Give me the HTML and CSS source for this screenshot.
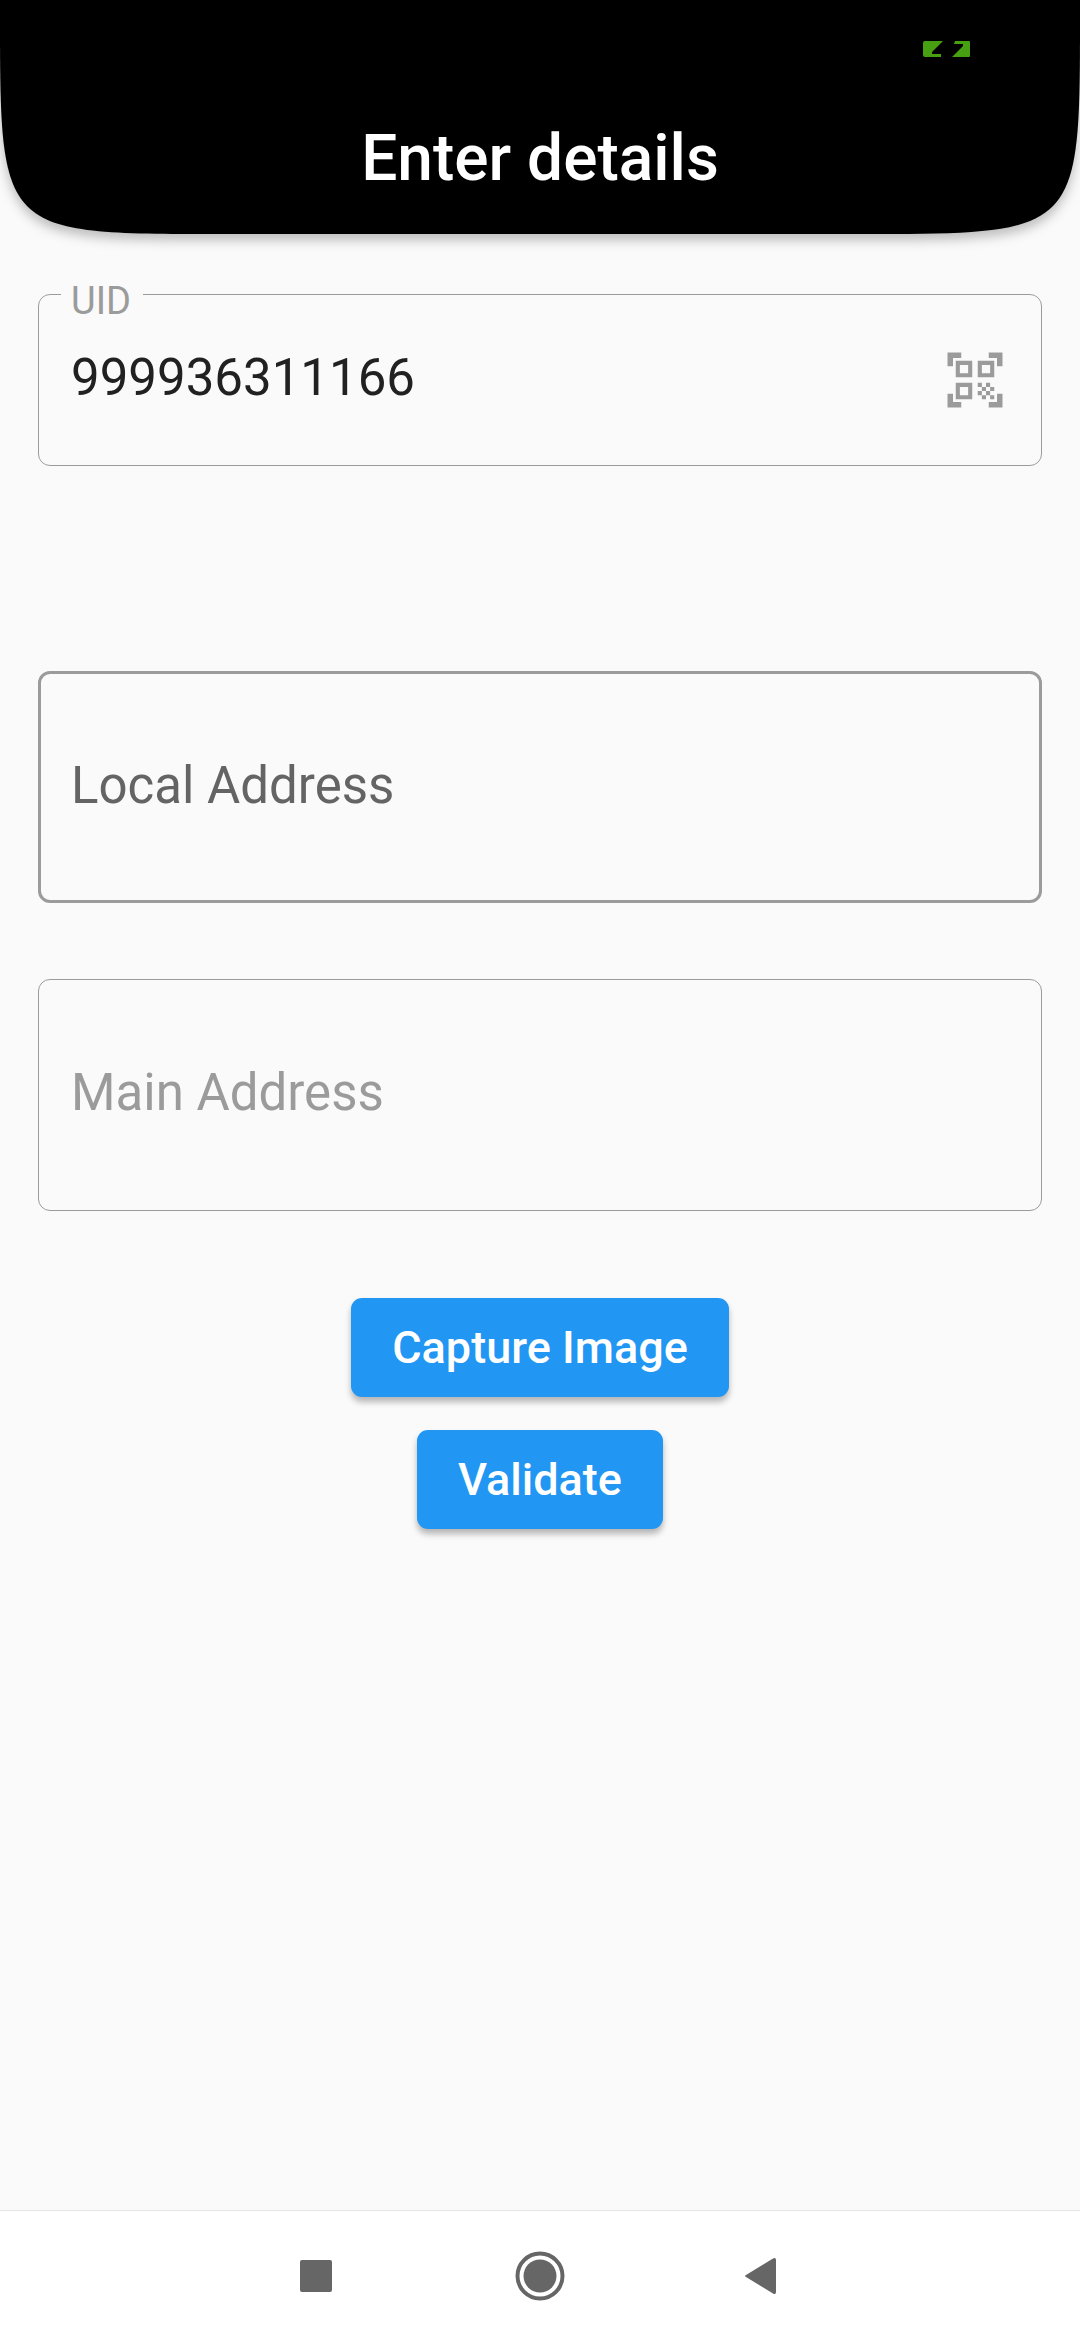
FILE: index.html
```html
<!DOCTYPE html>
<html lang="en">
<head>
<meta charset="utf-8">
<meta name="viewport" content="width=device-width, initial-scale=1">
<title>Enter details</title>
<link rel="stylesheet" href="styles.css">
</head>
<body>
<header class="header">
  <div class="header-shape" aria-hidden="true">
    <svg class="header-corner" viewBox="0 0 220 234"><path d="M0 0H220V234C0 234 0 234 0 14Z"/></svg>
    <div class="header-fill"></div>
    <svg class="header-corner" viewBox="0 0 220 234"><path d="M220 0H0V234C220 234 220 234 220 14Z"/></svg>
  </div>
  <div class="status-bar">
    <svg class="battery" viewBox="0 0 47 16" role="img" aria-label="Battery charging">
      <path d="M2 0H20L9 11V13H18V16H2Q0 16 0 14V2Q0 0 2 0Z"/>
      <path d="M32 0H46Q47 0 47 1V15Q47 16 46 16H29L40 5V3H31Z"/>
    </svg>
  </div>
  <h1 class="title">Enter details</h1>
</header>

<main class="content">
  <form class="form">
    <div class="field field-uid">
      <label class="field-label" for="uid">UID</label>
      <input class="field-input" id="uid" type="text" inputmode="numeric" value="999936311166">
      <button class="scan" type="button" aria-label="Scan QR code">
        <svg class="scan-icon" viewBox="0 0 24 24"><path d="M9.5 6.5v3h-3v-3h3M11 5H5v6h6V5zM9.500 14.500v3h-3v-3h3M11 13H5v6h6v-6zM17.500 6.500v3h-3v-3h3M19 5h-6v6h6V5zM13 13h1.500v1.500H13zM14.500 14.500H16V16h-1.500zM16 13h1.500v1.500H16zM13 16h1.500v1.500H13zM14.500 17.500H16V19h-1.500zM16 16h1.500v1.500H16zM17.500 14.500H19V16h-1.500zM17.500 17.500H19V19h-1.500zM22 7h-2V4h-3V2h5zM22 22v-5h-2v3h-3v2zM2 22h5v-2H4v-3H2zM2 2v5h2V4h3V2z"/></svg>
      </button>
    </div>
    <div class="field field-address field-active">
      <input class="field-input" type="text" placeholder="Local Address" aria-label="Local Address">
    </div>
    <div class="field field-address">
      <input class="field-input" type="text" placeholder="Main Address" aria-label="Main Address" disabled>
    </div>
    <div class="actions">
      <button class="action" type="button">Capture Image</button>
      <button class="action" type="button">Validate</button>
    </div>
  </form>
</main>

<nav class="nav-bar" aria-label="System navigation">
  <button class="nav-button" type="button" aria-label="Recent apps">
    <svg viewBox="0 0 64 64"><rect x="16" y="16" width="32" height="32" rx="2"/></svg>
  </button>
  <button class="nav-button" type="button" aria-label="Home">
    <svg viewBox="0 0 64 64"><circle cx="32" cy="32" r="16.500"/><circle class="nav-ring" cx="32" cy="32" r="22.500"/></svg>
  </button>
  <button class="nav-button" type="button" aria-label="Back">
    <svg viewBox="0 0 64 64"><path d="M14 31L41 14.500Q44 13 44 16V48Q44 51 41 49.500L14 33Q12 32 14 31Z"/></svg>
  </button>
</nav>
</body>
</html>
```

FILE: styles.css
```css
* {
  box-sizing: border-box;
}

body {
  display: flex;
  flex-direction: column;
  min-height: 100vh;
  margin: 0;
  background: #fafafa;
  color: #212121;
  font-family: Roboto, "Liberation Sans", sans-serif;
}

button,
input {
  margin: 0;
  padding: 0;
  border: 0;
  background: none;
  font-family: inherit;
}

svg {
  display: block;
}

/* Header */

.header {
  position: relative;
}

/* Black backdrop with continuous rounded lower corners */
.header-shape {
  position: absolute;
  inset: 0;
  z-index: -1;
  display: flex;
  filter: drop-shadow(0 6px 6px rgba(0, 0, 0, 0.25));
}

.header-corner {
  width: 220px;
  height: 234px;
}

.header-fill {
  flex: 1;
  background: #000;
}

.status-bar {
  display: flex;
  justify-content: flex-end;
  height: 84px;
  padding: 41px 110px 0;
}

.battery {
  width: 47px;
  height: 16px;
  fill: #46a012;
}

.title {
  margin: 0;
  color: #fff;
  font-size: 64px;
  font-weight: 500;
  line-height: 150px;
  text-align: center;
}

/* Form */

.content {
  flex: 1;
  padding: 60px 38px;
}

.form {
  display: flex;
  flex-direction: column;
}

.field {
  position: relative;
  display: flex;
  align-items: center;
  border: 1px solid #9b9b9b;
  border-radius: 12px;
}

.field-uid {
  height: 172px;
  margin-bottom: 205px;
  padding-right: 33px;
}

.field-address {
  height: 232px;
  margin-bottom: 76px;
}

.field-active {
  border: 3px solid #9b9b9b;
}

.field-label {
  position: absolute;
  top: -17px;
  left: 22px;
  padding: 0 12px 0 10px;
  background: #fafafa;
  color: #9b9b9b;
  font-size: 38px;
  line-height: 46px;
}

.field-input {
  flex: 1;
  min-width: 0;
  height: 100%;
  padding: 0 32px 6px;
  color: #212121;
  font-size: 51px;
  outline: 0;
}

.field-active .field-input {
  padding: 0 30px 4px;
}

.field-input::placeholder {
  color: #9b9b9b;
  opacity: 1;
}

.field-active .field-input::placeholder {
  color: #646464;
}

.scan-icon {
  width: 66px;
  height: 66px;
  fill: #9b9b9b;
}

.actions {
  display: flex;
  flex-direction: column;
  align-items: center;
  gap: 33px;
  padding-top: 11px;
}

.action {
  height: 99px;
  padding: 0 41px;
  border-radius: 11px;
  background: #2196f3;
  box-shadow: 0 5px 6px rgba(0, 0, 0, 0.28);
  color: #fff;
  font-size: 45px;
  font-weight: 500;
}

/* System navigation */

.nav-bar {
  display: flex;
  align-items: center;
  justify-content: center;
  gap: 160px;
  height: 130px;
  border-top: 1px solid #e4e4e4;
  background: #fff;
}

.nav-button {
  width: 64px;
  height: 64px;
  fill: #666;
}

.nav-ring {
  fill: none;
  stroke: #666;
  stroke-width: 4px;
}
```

-----

(The request):
Omit any images, then output the listing exactly.

(Worked answer):
Give me the HTML and CSS source for this screenshot.
FILE: index.html
```html
<!DOCTYPE html>
<html lang="en">
<head>
<meta charset="utf-8">
<meta name="viewport" content="width=device-width, initial-scale=1">
<title>Enter details</title>
<link rel="stylesheet" href="styles.css">
</head>
<body>
<header class="header">
  <div class="header-shape" aria-hidden="true">
    <svg class="header-corner" viewBox="0 0 220 234"><path d="M0 0H220V234C0 234 0 234 0 14Z"/></svg>
    <div class="header-fill"></div>
    <svg class="header-corner" viewBox="0 0 220 234"><path d="M220 0H0V234C220 234 220 234 220 14Z"/></svg>
  </div>
  <div class="status-bar">
    <svg class="battery" viewBox="0 0 47 16" role="img" aria-label="Battery charging">
      <path d="M2 0H20L9 11V13H18V16H2Q0 16 0 14V2Q0 0 2 0Z"/>
      <path d="M32 0H46Q47 0 47 1V15Q47 16 46 16H29L40 5V3H31Z"/>
    </svg>
  </div>
  <h1 class="title">Enter details</h1>
</header>

<main class="content">
  <form class="form">
    <div class="field field-uid">
      <label class="field-label" for="uid">UID</label>
      <input class="field-input" id="uid" type="text" inputmode="numeric" value="999936311166">
      <button class="scan" type="button" aria-label="Scan QR code">
        <svg class="scan-icon" viewBox="0 0 24 24"><path d="M9.5 6.5v3h-3v-3h3M11 5H5v6h6V5zM9.500 14.500v3h-3v-3h3M11 13H5v6h6v-6zM17.500 6.500v3h-3v-3h3M19 5h-6v6h6V5zM13 13h1.500v1.500H13zM14.500 14.500H16V16h-1.500zM16 13h1.500v1.500H16zM13 16h1.500v1.500H13zM14.500 17.500H16V19h-1.500zM16 16h1.500v1.500H16zM17.500 14.500H19V16h-1.500zM17.500 17.500H19V19h-1.500zM22 7h-2V4h-3V2h5zM22 22v-5h-2v3h-3v2zM2 22h5v-2H4v-3H2zM2 2v5h2V4h3V2z"/></svg>
      </button>
    </div>
    <div class="field field-address field-active">
      <input class="field-input" type="text" placeholder="Local Address" aria-label="Local Address">
    </div>
    <div class="field field-address">
      <input class="field-input" type="text" placeholder="Main Address" aria-label="Main Address" disabled>
    </div>
    <div class="actions">
      <button class="action" type="button">Capture Image</button>
      <button class="action" type="button">Validate</button>
    </div>
  </form>
</main>

<nav class="nav-bar" aria-label="System navigation">
  <button class="nav-button" type="button" aria-label="Recent apps">
    <svg viewBox="0 0 64 64"><rect x="16" y="16" width="32" height="32" rx="2"/></svg>
  </button>
  <button class="nav-button" type="button" aria-label="Home">
    <svg viewBox="0 0 64 64"><circle cx="32" cy="32" r="16.500"/><circle class="nav-ring" cx="32" cy="32" r="22.500"/></svg>
  </button>
  <button class="nav-button" type="button" aria-label="Back">
    <svg viewBox="0 0 64 64"><path d="M14 31L41 14.500Q44 13 44 16V48Q44 51 41 49.500L14 33Q12 32 14 31Z"/></svg>
  </button>
</nav>
</body>
</html>
```

FILE: styles.css
```css
* {
  box-sizing: border-box;
}

body {
  display: flex;
  flex-direction: column;
  min-height: 100vh;
  margin: 0;
  background: #fafafa;
  color: #212121;
  font-family: Roboto, "Liberation Sans", sans-serif;
}

button,
input {
  margin: 0;
  padding: 0;
  border: 0;
  background: none;
  font-family: inherit;
}

svg {
  display: block;
}

/* Header */

.header {
  position: relative;
}

/* Black backdrop with continuous rounded lower corners */
.header-shape {
  position: absolute;
  inset: 0;
  z-index: -1;
  display: flex;
  filter: drop-shadow(0 6px 6px rgba(0, 0, 0, 0.25));
}

.header-corner {
  width: 220px;
  height: 234px;
}

.header-fill {
  flex: 1;
  background: #000;
}

.status-bar {
  display: flex;
  justify-content: flex-end;
  height: 84px;
  padding: 41px 110px 0;
}

.battery {
  width: 47px;
  height: 16px;
  fill: #46a012;
}

.title {
  margin: 0;
  color: #fff;
  font-size: 64px;
  font-weight: 500;
  line-height: 150px;
  text-align: center;
}

/* Form */

.content {
  flex: 1;
  padding: 60px 38px;
}

.form {
  display: flex;
  flex-direction: column;
}

.field {
  position: relative;
  display: flex;
  align-items: center;
  border: 1px solid #9b9b9b;
  border-radius: 12px;
}

.field-uid {
  height: 172px;
  margin-bottom: 205px;
  padding-right: 33px;
}

.field-address {
  height: 232px;
  margin-bottom: 76px;
}

.field-active {
  border: 3px solid #9b9b9b;
}

.field-label {
  position: absolute;
  top: -17px;
  left: 22px;
  padding: 0 12px 0 10px;
  background: #fafafa;
  color: #9b9b9b;
  font-size: 38px;
  line-height: 46px;
}

.field-input {
  flex: 1;
  min-width: 0;
  height: 100%;
  padding: 0 32px 6px;
  color: #212121;
  font-size: 51px;
  outline: 0;
}

.field-active .field-input {
  padding: 0 30px 4px;
}

.field-input::placeholder {
  color: #9b9b9b;
  opacity: 1;
}

.field-active .field-input::placeholder {
  color: #646464;
}

.scan-icon {
  width: 66px;
  height: 66px;
  fill: #9b9b9b;
}

.actions {
  display: flex;
  flex-direction: column;
  align-items: center;
  gap: 33px;
  padding-top: 11px;
}

.action {
  height: 99px;
  padding: 0 41px;
  border-radius: 11px;
  background: #2196f3;
  box-shadow: 0 5px 6px rgba(0, 0, 0, 0.28);
  color: #fff;
  font-size: 45px;
  font-weight: 500;
}

/* System navigation */

.nav-bar {
  display: flex;
  align-items: center;
  justify-content: center;
  gap: 160px;
  height: 130px;
  border-top: 1px solid #e4e4e4;
  background: #fff;
}

.nav-button {
  width: 64px;
  height: 64px;
  fill: #666;
}

.nav-ring {
  fill: none;
  stroke: #666;
  stroke-width: 4px;
}
```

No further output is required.